I used to hate being Bengali/Bangladeshi. In W-L I’m in social anthropology class and the teacher really emphasizes culture and languages and I started enjoying it because so many of the other students, who are white, don’t have any of that. So, I started to embrace it."
Project Mother Tongue: April 12, 2022
I tried to write it but when I got stuck on certain letters, I put in into Google Translate and saw the Bengali translation. The words weren’t the same as Nabela’s but we found key spellings and adjusted the sentence to be hers.
আমার সাদা মানুষ er accent আছে
Then she wanted to write her name. I typed it, Nabela, into Google Translate and it asked: Did you mean Nabila? I ignored that as she spelled it Nabela. As she wrote it out, I asked her how her parents say her name. “They say it like it has two “e”s,” she said. “Uh oh. That changes the spelling,” I said. “Really?” she was surprised.
Nabila: a girl's name of Arabic origin meaning "honorable, noble, excellence".
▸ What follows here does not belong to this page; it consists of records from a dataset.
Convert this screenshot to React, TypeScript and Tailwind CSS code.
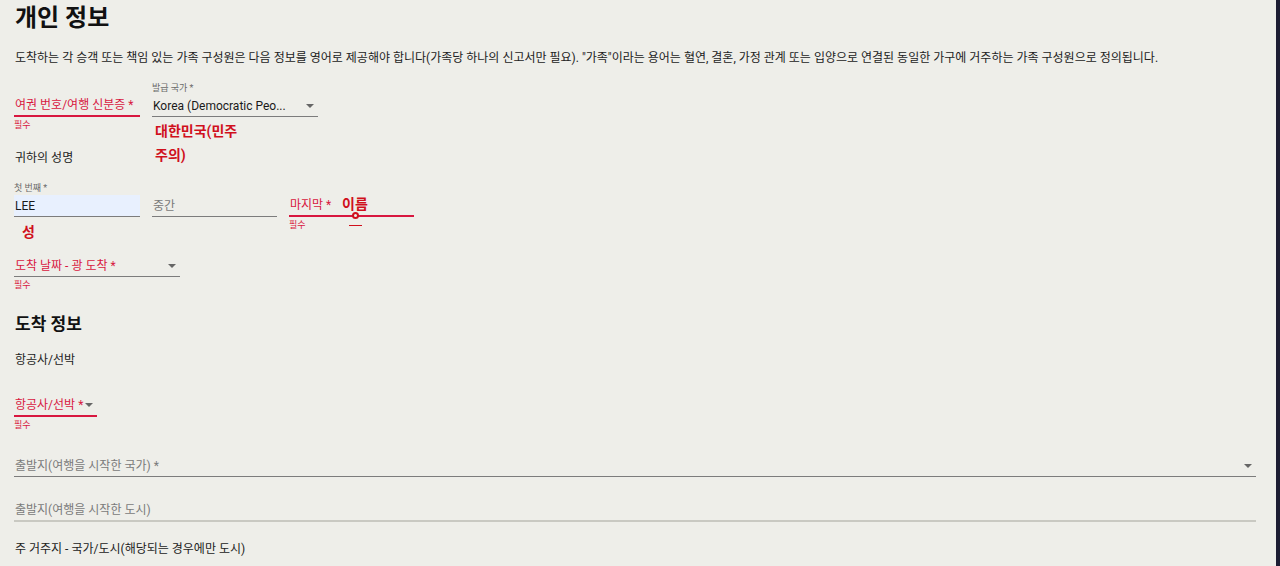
import React from 'react'

const font = { fontFamily: "Roboto, 'Noto Sans CJK KR', sans-serif" }

function Caret() {
  return (
    <svg width="8" height="4" viewBox="0 0 8 4" className="mr-[3px] shrink-0">
      <path d="M0 0 L8 0 L4 4 Z" fill="#666" />
    </svg>
  )
}

type FieldProps = {
  label?: string
  text: string
  width: string
  state?: 'error' | 'normal' | 'light'
  redText?: boolean
  value?: boolean
  filled?: boolean
  caret?: boolean
  helper?: boolean
  children?: React.ReactNode
}

function Field({ label, text, width, state = 'normal', redText, value, filled, caret, helper, children }: FieldProps) {
  const line =
    state === 'error'
      ? 'border-b-2 border-[#d8173f]'
      : state === 'light'
        ? 'border-b-2 border-[#c9c9c2]'
        : 'border-b border-[#7c7c7c]'
  const color =
    state === 'error' || redText ? 'text-[#d8173f]' : value ? 'text-[#1a1a1a]' : 'text-[#7a7a7a]'
  return (
    <div className={`relative flex flex-col ${width}`}>
      <div className="h-[14px] text-[9px] leading-[14px] text-[#6a6a6a]">{label}</div>
      <div className={`flex h-[22px] items-center justify-between px-px ${line} ${filled ? 'bg-[#e8f0fe]' : ''}`}>
        <span className={`text-[12px] ${color}`}>{text}</span>
        {caret && <Caret />}
      </div>
      <div className="h-[14px] text-[9px] leading-[16px] text-[#d8173f]">{helper ? '필수' : ''}</div>
      {children}
    </div>
  )
}

export default function App() {
  return (
    <div className="flex h-[566px] w-[1280px] overflow-hidden bg-[#eeeee9]" style={font}>
      <div className="flex-1 pl-[14px] pr-[20px]">
        <h1 className="pl-px text-[24px] font-bold leading-[36px] text-[#111]">개인 정보</h1>
        <p className="mt-[13px] pl-px text-[12px] leading-[18px] text-[#222]">
          도착하는 각 승객 또는 책임 있는 가족 구성원은 다음 정보를 영어로 제공해야 합니다(가족당 하나의 신고서만 필요). "가족"이라는 용어는 혈연, 결혼, 가정 관계 또는 입양으로 연결된 동일한 가구에 거주하는 가족 구성원으로 정의됩니다.
        </p>

        <div className="mt-[14px] flex gap-[12px]">
          <Field text="여권 번호/여행 신분증 *" width="w-[126px]" state="error" helper />
          <Field label="발급 국가 *" text="Korea (Democratic Peo..." width="w-[166px]" value caret>
            <div className="absolute left-[3px] top-[38px] text-[14px] font-bold leading-[24px] text-[#d0101c]">
              <div>대한민국(민주</div>
              <div>주의)</div>
            </div>
          </Field>
        </div>

        <div className="mt-[18px] pl-px text-[12px] leading-[18px] text-[#222]">귀하의 성명</div>

        <div className="mt-[14px] flex gap-[12px]">
          <Field label="첫 번째 *" text="LEE" width="w-[126px]" value filled>
            <div className="absolute left-[8px] top-[42px] text-[14px] font-bold leading-[18px] text-[#d0101c]">성</div>
          </Field>
          <Field text="중간" width="w-[125px]" />
          <Field text="마지막 *" width="w-[125px]" state="error" helper>
            <div className="absolute left-[53px] top-[14px] text-[14px] font-bold leading-[18px] text-[#d0101c]">이름</div>
            <div className="absolute left-[63px] top-[31px] h-[7px] w-[7px] rounded-full border-2 border-[#d0101c] bg-[#eeeee9]" />
            <div className="absolute left-[60px] top-[44px] h-px w-[13px] bg-[#d0101c]" />
          </Field>
        </div>

        <div className="mt-[10px]">
          <Field text="도착 날짜 - 광 도착 *" width="w-[166px]" redText caret helper />
        </div>

        <h2 className="mt-[21px] pl-px text-[17px] font-bold leading-[24px] text-[#111]">도착 정보</h2>
        <div className="mt-[15px] pl-px text-[12px] leading-[18px] text-[#222]">항공사/선박</div>

        <div className="mt-[12px]">
          <Field text="항공사/선박 *" width="w-[83px]" state="error" caret helper />
        </div>

        <div className="mt-[10px]">
          <Field text="출발지(여행을 시작한 국가) *" width="w-[1242px]" caret />
        </div>

        <div className="-mt-[5px]">
          <Field text="출발지(여행을 시작한 도시)" width="w-[1242px]" state="light" />
        </div>

        <div className="mt-[4px] pl-px text-[12px] leading-[18px] text-[#222]">
          주 거주지 - 국가/도시(해당되는 경우에만 도시)
        </div>
      </div>
      <div className="w-[4px] bg-[#1c1d33]" />
    </div>
  )
}
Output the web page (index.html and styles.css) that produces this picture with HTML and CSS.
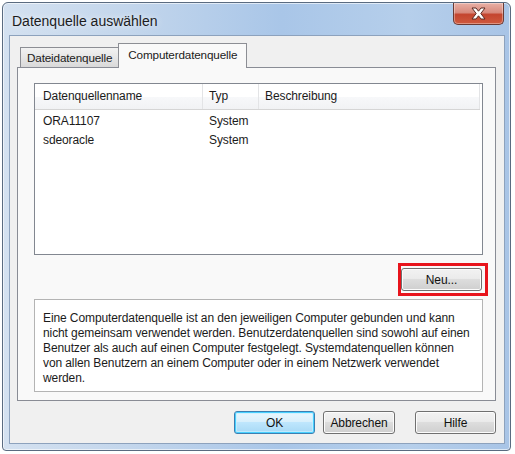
FILE: index.html
```html
<!DOCTYPE html>
<html lang="de">
<head>
<meta charset="utf-8">
<title>Datenquelle auswählen</title>
<link rel="stylesheet" href="styles.css">
</head>
<body>
<div class="window">
  <div class="titlebar">
    <span class="title">Datenquelle auswählen</span>
    <div class="close">
      <svg width="17" height="13" viewBox="0 0 17 13">
        <path d="M2 1 L6 1 L8.5 4.2 L11 1 L15 1 L10.8 6.5 L15 12 L11 12 L8.5 8.8 L6 12 L2 12 L6.2 6.5 Z" fill="#fff" stroke="#5b2a22" stroke-width="1" stroke-linejoin="round"/>
      </svg>
    </div>
  </div>
  <div class="client">
    <div class="tabs">
      <div class="tab">Dateidatenquelle</div>
      <div class="tab active">Computerdatenquelle</div>
    </div>
    <div class="panel">
      <div class="listview">
        <div class="lv-header">
          <div class="hcol">Datenquellenname</div>
          <div class="hcol">Typ</div>
          <div class="hcol">Beschreibung</div>
        </div>
        <div class="lv-body">
          <div class="lv-row"><span class="c1">ORA11107</span><span class="c2">System</span><span></span></div>
          <div class="lv-row"><span class="c1">sdeoracle</span><span class="c2">System</span><span></span></div>
        </div>
      </div>
      <div class="neu-row">
        <div class="marker"><button class="btn neu">Neu...</button></div>
      </div>
      <div class="desc">Eine Computerdatenquelle ist an den jeweiligen Computer gebunden und kann nicht gemeinsam verwendet werden. Benutzerdatenquellen sind sowohl auf einen Benutzer als auch auf einen Computer festgelegt. Systemdatenquellen können von allen Benutzern an einem Computer oder in einem Netzwerk verwendet werden.</div>
    </div>
    <div class="buttons">
      <button class="btn default">OK</button>
      <button class="btn">Abbrechen</button>
      <button class="btn">Hilfe</button>
    </div>
  </div>
</div>
</body>
</html>
```

FILE: styles.css
```css
* { box-sizing: border-box; }
html, body { margin: 0; padding: 0; background: #ffffff; }
body { font-family: "Liberation Sans", Arial, sans-serif; font-size: 12px; letter-spacing: -0.1px; color: #1b1b1b; }

.window {
  margin: 2px 0 0 2px;
  width: 509px;
  height: 449px;
  border: 1px solid #5a6b80;
  border-radius: 6px 6px 4px 4px;
  background: linear-gradient(90deg, #d4e1f0 0%, #c3d6ec 25%, #a9c6e8 55%, #b6cfeb 80%, #a8c4e6 100%);
  box-shadow: inset 0 0 0 1px rgba(255,255,255,0.6);
  display: flex;
  flex-direction: column;
  padding: 0 5px 6px 6px;
}

.titlebar {
  height: 32px;
  display: flex;
  align-items: flex-start;
  justify-content: space-between;
}
.title {
  font-size: 14px;
  letter-spacing: 0;
  color: #1c1c1c;
  margin: 10px 0 0 3px;
  text-shadow: 0 0 6px rgba(255,255,255,0.9);
}
.close {
  width: 51px;
  height: 22px;
  margin-right: 1px;
  border: 1px solid #6b3a33;
  border-top: none;
  border-radius: 0 0 5px 5px;
  background: linear-gradient(180deg, #e8b0a6 0%, #d88a7d 45%, #c4452f 55%, #cf5a3e 100%);
  display: flex;
  align-items: center;
  justify-content: center;
  box-shadow: inset 0 0 0 1px rgba(255,255,255,0.35);
}

.client {
  flex: 1;
  background: #f0f0f0;
  border: 1px solid #8da2bd;
  padding: 7px 8px 0 7px;
  display: flex;
  flex-direction: column;
}

.tabs {
  display: flex;
  align-items: flex-end;
  height: 24px;
  padding-left: 3px;
  position: relative;
  z-index: 1;
}
.tab {
  height: 20px;
  padding: 0 6px;
  border: 1px solid #8c8e94;
  border-bottom: none;
  background: linear-gradient(180deg, #f2f2f2 0%, #e6e6e6 50%, #d9d9d9 100%);
  line-height: 19px;
  color: #1b1b1b;
  font-size: 11.7px;
  letter-spacing: -0.15px;
}
.tab.active {
  height: 25px;
  padding: 0 9px;
  background: #f9f9f9;
  line-height: 22px;
  margin-left: -1px;
  margin-bottom: -1px;
}

.panel {
  height: 334px;
  background: #f9f9f9;
  border: 1px solid #898c95;
  padding: 15px 12px 8px 16px;
  display: flex;
  flex-direction: column;
}

.listview {
  height: 172px;
  background: #fff;
  border: 1px solid #828790;
}
.lv-header {
  display: grid;
  grid-template-columns: 168px 56px 1fr;
  height: 26px;
  background: linear-gradient(180deg, #ffffff 0%, #ffffff 50%, #f7f8fa 51%, #f1f2f4 100%);
  border-bottom: 1px solid #d5d5d5;
  margin-right: 2px;
}
.hcol {
  line-height: 25px;
  padding-left: 6px;
  border-right: 1px solid #e3e4e6;
}
.hcol:first-child { padding-left: 8px; }
.lv-body { padding-top: 2px; }
.lv-row {
  display: grid;
  grid-template-columns: 168px 56px 1fr;
  height: 19px;
  line-height: 19px;
}
.c1 { padding-left: 8px; }
.c2 { padding-left: 6px; }

.neu-row {
  display: flex;
  justify-content: flex-end;
  margin: 8px -5px 3px 0;
}
.marker {
  border: 3px solid #e8141c;
  padding: 2px 3px 2px 0;
}

.btn {
  font-family: "Liberation Sans", Arial, sans-serif;
  font-size: 12px;
  letter-spacing: -0.1px;
  color: #111;
  height: 23px;
  border: 1px solid #707070;
  border-radius: 3px;
  background: linear-gradient(180deg, #f2f2f2 0%, #ebebeb 45%, #dddddd 50%, #cfcfcf 100%);
  box-shadow: inset 0 0 0 1px #fcfcfc;
  padding: 0;
  display: block;
}
.neu { width: 81px; }

.desc {
  flex: 1;
  background: #fff;
  border: 1px solid #b4b4b4;
  padding: 11px 10px 0 8px;
  line-height: 15px;
}

.buttons {
  display: flex;
  justify-content: flex-end;
  gap: 8px;
  margin-top: 10px;
}
.buttons .btn { width: 81px; }
.buttons .btn:nth-child(2) { width: 72px; margin-right: 12px; }
.btn.default {
  border-color: #3c7fb1;
  box-shadow: inset 0 0 0 1px #48d0ff, inset 0 0 0 2px rgba(200,240,255,0.7);
  background: linear-gradient(180deg, #eaf6fd 0%, #d9f0fc 45%, #bee6fd 50%, #a7d9f5 100%);
}
```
After that we looked for another funny bit in her interview. She picked the line where she says how she and her tent-mate found someone’s underwear in their tent in the Outdoor Lab. “My mom says Undie,” Nabela said. She couldn’t make the proper Bangla sentence, but I told her I didn’t care. We were just having fun. What she wrote was We Didn’t Have Undies. She made it colorful, the Bangla letters rolling off the end of her water-soluble crayons easily now. She had let go of her need to be perfect, something many good students—young or old—struggle with. “Our language and script are our heritage,” I told her. “It’s all somewhere inside us whether we use it or not.” “Yeah,” she said. “This is who I am, Bangladeshi, no matter what language I speak or what clothes I wear,” she said.